A competing group of nine state attorneys general, on the other hand, offered their support to the EPA on Monday, saying the new rules were "firmly grounded in the law" and the result of "a multi-year stakeholder process that draws heavily on strategies that states have used to cut power plant emissions."
The EPA has at least tried to give the impression that it listened to its critics when finalizing its new rules on carbon emissions from power plants, Adler said.
It scrapped an earlier proposal to measure progress, in part, based on whether consumers use energy more efficiently. Critics saw that metric as a major overreach by the EPA, arguing that the agency doesn't have the authority to regulate how consumers use electricity. It's gone from the final rules.
Fourteen states sued the EPA last year over its proposed rules, arguing in part that the plan would unconstitutionally "commandeer" them into doing the federal government's work for it. The states' suit was dismissed because the regulations hadn't been finalized yet. It'll be back — West Virginia's Morrisey has already announced his plans to revive the challenge.

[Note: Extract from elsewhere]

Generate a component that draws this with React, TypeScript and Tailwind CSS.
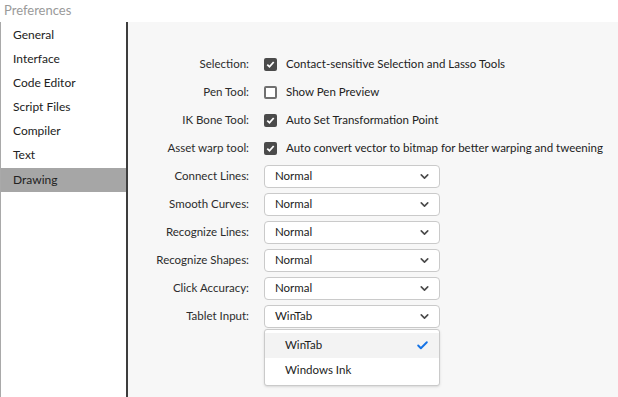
import { Check, ChevronDown } from 'lucide-react';

const categories = ['General', 'Interface', 'Code Editor', 'Script Files', 'Compiler', 'Text', 'Drawing'];

const checks = [
    { label: 'Selection:', text: 'Contact-sensitive Selection and Lasso Tools', on: true },
    { label: 'Pen Tool:', text: 'Show Pen Preview', on: false },
    { label: 'IK Bone Tool:', text: 'Auto Set Transformation Point', on: true },
    { label: 'Asset warp tool:', text: 'Auto convert vector to bitmap for better warping and tweening', on: true },
];

const selects = [
    { label: 'Connect Lines:', value: 'Normal' },
    { label: 'Smooth Curves:', value: 'Normal' },
    { label: 'Recognize Lines:', value: 'Normal' },
    { label: 'Recognize Shapes:', value: 'Normal' },
    { label: 'Click Accuracy:', value: 'Normal' },
];

function Box({ on }: { on: boolean }) {
    if (!on) return <span className="w-[13px] h-[13px] rounded-[2px] border-2 border-[#707070] bg-white" />;
    return (
        <span className="w-[13px] h-[13px] rounded-[2px] bg-[#4b4b4b] flex items-center justify-center">
            <svg width="9" height="9" viewBox="0 0 9 9" fill="none">
                <path d="M1.3 4.6 L3.5 6.8 L7.7 2" stroke="white" strokeWidth="1.8" />
            </svg>
        </span>
    );
}

function Label({ children }: { children: string }) {
    return <div className="w-[136px] text-right pr-[15px] text-[#2c2c2c]">{children}</div>;
}

function Select({ value }: { value: string }) {
    return (
        <div className="w-[176px] h-[23px] flex items-center justify-between pl-[10px] pr-[8px] bg-white border border-[#cacaca] rounded-[4px]">
            <span>{value}</span>
            <ChevronDown className="w-[13px] h-[13px] text-[#4b4b4b]" strokeWidth={3} />
        </div>
    );
}

export default function App() {
    return (
        <div className="w-[618px] h-[397px] bg-white flex flex-col text-[11.5px] text-[#222] overflow-hidden" style={{ fontFamily: 'Lato, "Open Sans", sans-serif' }}>
            <div className="h-[22px] pl-[4px] pt-[1px] text-[13px] text-[#9a9a9a]">Preferences</div>
            <div className="flex flex-1 border-l border-[#a9a9a9]">
                <div className="w-[125px] pt-[1px] flex flex-col text-[12px]">
                    {categories.map((c) => (
                        <div key={c} className={`h-[24px] pl-[12px] flex items-center ${c === 'Drawing' ? 'bg-[#a6a6a6] mt-[1px] h-[22px]' : ''}`}>
                            {c}
                        </div>
                    ))}
                </div>
                <div className="flex-1 bg-[#f7f7f7] border-l-2 border-[#3d3d3d] pt-[28px] flex flex-col">
                    {checks.map((r) => (
                        <div key={r.label} className="h-[28px] flex items-center">
                            <Label>{r.label}</Label>
                            <Box on={r.on} />
                            <span className="ml-[9px]">{r.text}</span>
                        </div>
                    ))}
                    {selects.map((r) => (
                        <div key={r.label} className="h-[28px] flex items-center">
                            <Label>{r.label}</Label>
                            <Select value={r.value} />
                        </div>
                    ))}
                    <div className="h-[28px] flex items-center">
                        <Label>Tablet Input:</Label>
                        <div className="relative">
                            <Select value="WinTab" />
                            <div className="absolute left-0 top-[24px] w-[176px] bg-white border border-[#cacaca] rounded-[3px] shadow-sm pt-[3px] pb-[2px]">
                                <div className="h-[25px] flex items-center justify-between pl-[20px] pr-[10px] bg-[#f3f3f3]">
                                    <span>WinTab</span>
                                    <Check className="w-[13px] h-[13px] text-[#1473e6]" strokeWidth={3.5} />
                                </div>
                                <div className="h-[25px] flex items-center pl-[20px]">Windows Ink</div>
                            </div>
                        </div>
                    </div>
                </div>
            </div>
        </div>
    );
}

But the EPA sought to head off that argument this time, clarifying in its final rules that if states don't set up their own plans to reduce carbon emissions, the agency will step in to do the job itself. That structure is well-established, Adler said.
"Saying to a state, 'Do our stuff or we'll do it, and you won't like it when we do it' — that's been around for a long time," he said.
But none of those changes directly addresses the heart of the legal challenge to the Clean Power Plan: the argument that the EPA simply doesn't have the authority to regulate emissions from coal-fired power plants, no matter how much time it gives them to comply, or how it tries to lean on the states for help.
That was the centerpiece of the 14 states' lawsuit last time, and none of the changes EPA made to its final rules will prompt them to change that strategy, Adler said. And the argument remains the biggest threat to the new plan, because it has the potential to stop the new standards altogether, rather than simply forcing a change around the margins.
The EPA's new rules rely on an authority it hasn't used very often, and which exists in two places within the Clean Air Act. One section would allow the EPA to regulate coal plants. The other cannot be used to regulate facilities that are also regulated by a different part of the act — which coal-burning power plants are.
Some of the policy changes the EPA has made to the Clean Power Plan might help persuade the courts that it's relying on the right part of the law, Adler said — and some of the criticisms about federalism and burdensome regulations might help persuade the courts that the EPA is acting outside its authority.